Darlingtonia Trail

Distance: 0.3 miles

Elevation: 550-560 feet

Difficulty: Easy, Wheelchair accessible

Drive time from Gasquet: 5 minutes

Directions: From Crescent City, Take Hwy. 101 to the junction with Hwy. 199. Go east on 199 2.7 miles past the Six Rivers National Forest Visitor Center to mile post 17.9, between Panther Flat Campground and Grassy Flat Campground, the parking lot is on the left

The Darlingtonia Trail provides an opportunity for brief time travel into an otherworldly habitat. The length of this trail is just enough to give road weary legs a stretch while plant encounters of the highly unusual will stretch your imagination.
The trail is really a little roadside stop which provides a showcase and home for a very unusual plant. It goes by the names California pitcher plant, cobra lily or its scientific name of Darlingtonia californica.

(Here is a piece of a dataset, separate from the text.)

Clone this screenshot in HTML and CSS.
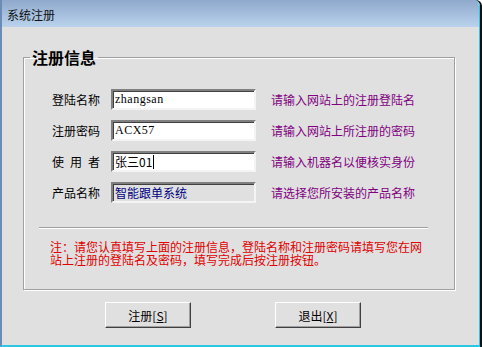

Setting off on the loop trail, interpretive signs will educate and delight you with the details about the trees and shrubs you are seeing along the path, including Incense Cedar, Douglas Fir, salal, evergreen huckleberry and in the right season sweet smelling western azaleas.

Western azalea

Follow the rocky path built to keep hiker boots from trampling tender roots, and you will be led to small wooden overlooks to view the star of the show, the Darlingtonia bog.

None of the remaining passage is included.